▶ [TASK DIRECTIONS] Wherever the word "screenshot" shows up in a line, please copy that line.

* start RECORDS FOR THE EXERCISE *

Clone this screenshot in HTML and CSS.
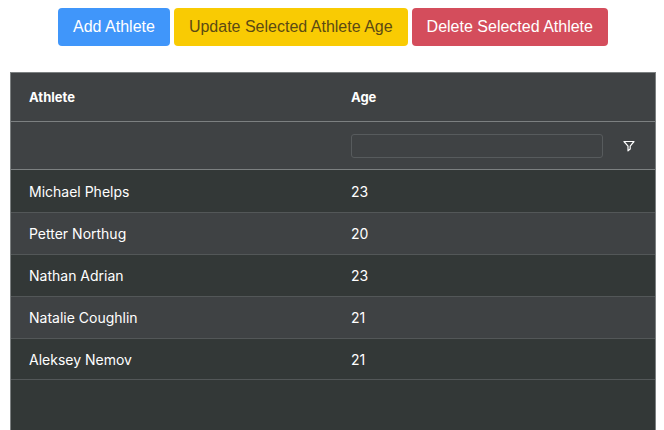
FILE: index.html
```html
<!DOCTYPE html>
<html lang="en">

<head>
    <meta charset="UTF-8">
    <meta name="viewport" content="width=device-width, initial-scale=1.0">
    <title>Athletes</title>
    <link rel="stylesheet" href="styles.css">
</head>

<body>
    <div class="toolbar">
        <button type="button" class="btn btn-primary">Add Athlete</button>
        <button type="button" class="btn btn-warning">Update Selected Athlete Age</button>
        <button type="button" class="btn btn-danger">Delete Selected Athlete</button>
    </div>

    <div class="grid">
        <table>
            <thead>
                <tr class="header-row">
                    <th scope="col">Athlete</th>
                    <th scope="col">Age</th>
                </tr>
                <tr class="filter-row">
                    <td></td>
                    <td>
                        <div class="filter">
                            <input type="text" class="filter-input" aria-label="Age filter">
                            <button type="button" class="filter-button" aria-label="Open filter menu">
                                <svg width="12" height="12" viewBox="0 0 12 12" fill="none" stroke="currentColor" stroke-width="1.2" stroke-linejoin="round">
                                    <path d="M1 1.5H11L7.2 6.2V9L5 10.8V6.2Z" />
                                </svg>
                            </button>
                        </div>
                    </td>
                </tr>
            </thead>
            <tbody>
                <tr>
                    <td>Michael Phelps</td>
                    <td>23</td>
                </tr>
                <tr>
                    <td>Petter Northug</td>
                    <td>20</td>
                </tr>
                <tr>
                    <td>Nathan Adrian</td>
                    <td>23</td>
                </tr>
                <tr>
                    <td>Natalie Coughlin</td>
                    <td>21</td>
                </tr>
                <tr>
                    <td>Aleksey Nemov</td>
                    <td>21</td>
                </tr>
            </tbody>
        </table>
    </div>
</body>

</html>
```

FILE: styles.css
```css
* {
    box-sizing: border-box;
}

body {
    display: flex;
    flex-direction: column;
    gap: 26px;
    min-height: 100vh;
    margin: 0;
    padding: 8px 8px 0 10px;
    background: #fff;
    font-family: Inter, 'Liberation Sans', sans-serif;
}

.toolbar {
    display: flex;
    flex-wrap: wrap;
    justify-content: center;
    gap: 4px;
}

.btn {
    height: 38px;
    padding: 0 14px;
    border: 1px solid transparent;
    border-radius: 4px;
    font-family: 'Liberation Sans', Arial, sans-serif;
    font-size: 16px;
    line-height: 24px;
    cursor: pointer;
}

.btn-primary {
    color: #fff;
    background-color: #4096fa;
}

.btn-warning {
    color: #5c4a14;
    background-color: #f9cb03;
}

.btn-danger {
    color: #fff;
    background-color: #d44d5c;
}

.grid {
    flex: 1;
    border: 1px solid #7c8081;
    border-bottom: none;
    background-color: #333837;
    color: #fff;
    font-size: 14px;
}

table {
    width: 100%;
    table-layout: fixed;
    border-collapse: separate;
    border-spacing: 0;
}

th,
td {
    height: 42px;
    padding: 0 18px;
    text-align: left;
}

.header-row th {
    height: 49px;
    font-size: 13px;
    font-weight: 700;
}

.filter-row td {
    height: 48px;
}

.header-row th,
.filter-row td {
    border-bottom: 1px solid #7c8081;
    background-color: #3f4244;
}

tbody tr + tr td {
    border-top: 1px solid #535758;
}

tbody tr:last-child td {
    border-bottom: 1px solid #535758;
}

tbody tr:nth-child(even) {
    background-color: #3f4244;
}

.filter {
    display: flex;
    align-items: center;
    gap: 20px;
    padding-right: 2px;
}

.filter-input {
    flex: 1;
    min-width: 0;
    height: 24px;
    padding: 0 6px;
    border: 1px solid #575b5d;
    border-radius: 3px;
    background: transparent;
    color: inherit;
    font: inherit;
}

.filter-button {
    display: flex;
    padding: 0;
    border: none;
    background: none;
    color: #fff;
    cursor: pointer;
}
```
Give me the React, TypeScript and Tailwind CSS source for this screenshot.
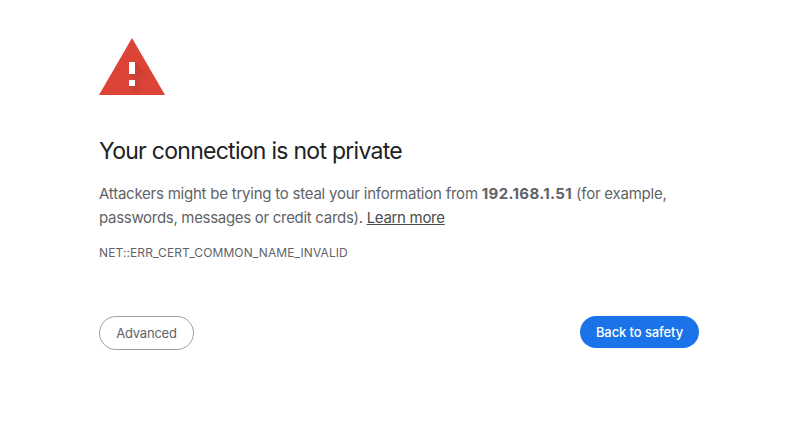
export default function App() {
  return (
    <main className="h-[428px] w-full bg-white pl-[99px] pt-[38px] font-['Inter',sans-serif] text-[#5f6368]">
      <div className="w-[600px]">
        <svg className="block" width="66" height="57" viewBox="0 0 66 57">
          <defs>
            <linearGradient id="shade" gradientUnits="userSpaceOnUse" x1="32" y1="30" x2="46" y2="44">
              <stop stopColor="#7b271e" stopOpacity=".28" />
              <stop offset="1" stopColor="#7b271e" stopOpacity="0" />
            </linearGradient>
            <linearGradient id="dotShade" gradientUnits="userSpaceOnUse" x1="33" y1="45" x2="43" y2="55">
              <stop stopColor="#7b271e" stopOpacity=".28" />
              <stop offset="1" stopColor="#7b271e" stopOpacity="0" />
            </linearGradient>
          </defs>
          <path d="M33 0 66 57H0Z" fill="#db4437" />
          <path d="M36 24 55 43 63 57H51L30 36h6Z" fill="url(#shade)" />
          <path d="M36 42 51 57H39L30 48h6Z" fill="url(#dotShade)" />
          <path d="M30 24h6v12h-6ZM30 42h6v6h-6Z" fill="#fff" />
        </svg>
        <h1 className="mt-[41px] whitespace-nowrap text-[23px] leading-[30px] tracking-[-0.72px] text-[#202124]">Your connection is not private</h1>
        <div className="mt-4 whitespace-nowrap text-[15px] leading-6">
          <p className="tracking-[-0.23px]">Attackers might be trying to steal your information from <strong className="tracking-[0.35px]">192.168.1.51</strong> (for example,</p>
          <p className="tracking-[-0.3px]">passwords, messages or credit cards). <a className="text-[#4d4d4d] underline">Learn more</a></p>
        </div>
        <p className="mt-[14px] text-[12px] leading-[18px] tracking-[0.1px]">NET::ERR_CERT_COMMON_NAME_INVALID</p>
        <div className="mt-[54px] flex items-start justify-between text-[13px]">
          <button className="h-[34px] w-[95px] rounded-full border border-[#9aa0a6] pt-px tracking-[-0.22px]">Advanced</button>
          <button className="h-8 w-[119px] rounded-full bg-[#1a73e8] pt-px font-medium tracking-[-0.1px] text-white">Back to safety</button>
        </div>
      </div>
    </main>
  );
}
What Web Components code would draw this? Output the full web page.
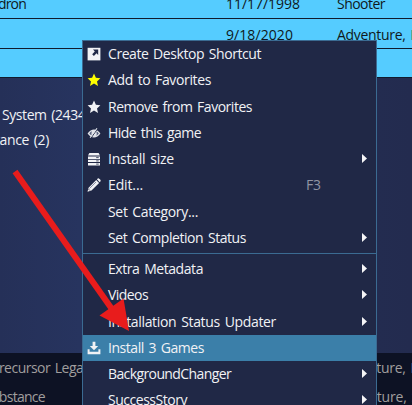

* end RECORDS FOR THE EXERCISE *

▶ [OUTPUT OF THE TASK]
Clone this screenshot in HTML and CSS.
Give me the React, TypeScript and Tailwind CSS source for this screenshot.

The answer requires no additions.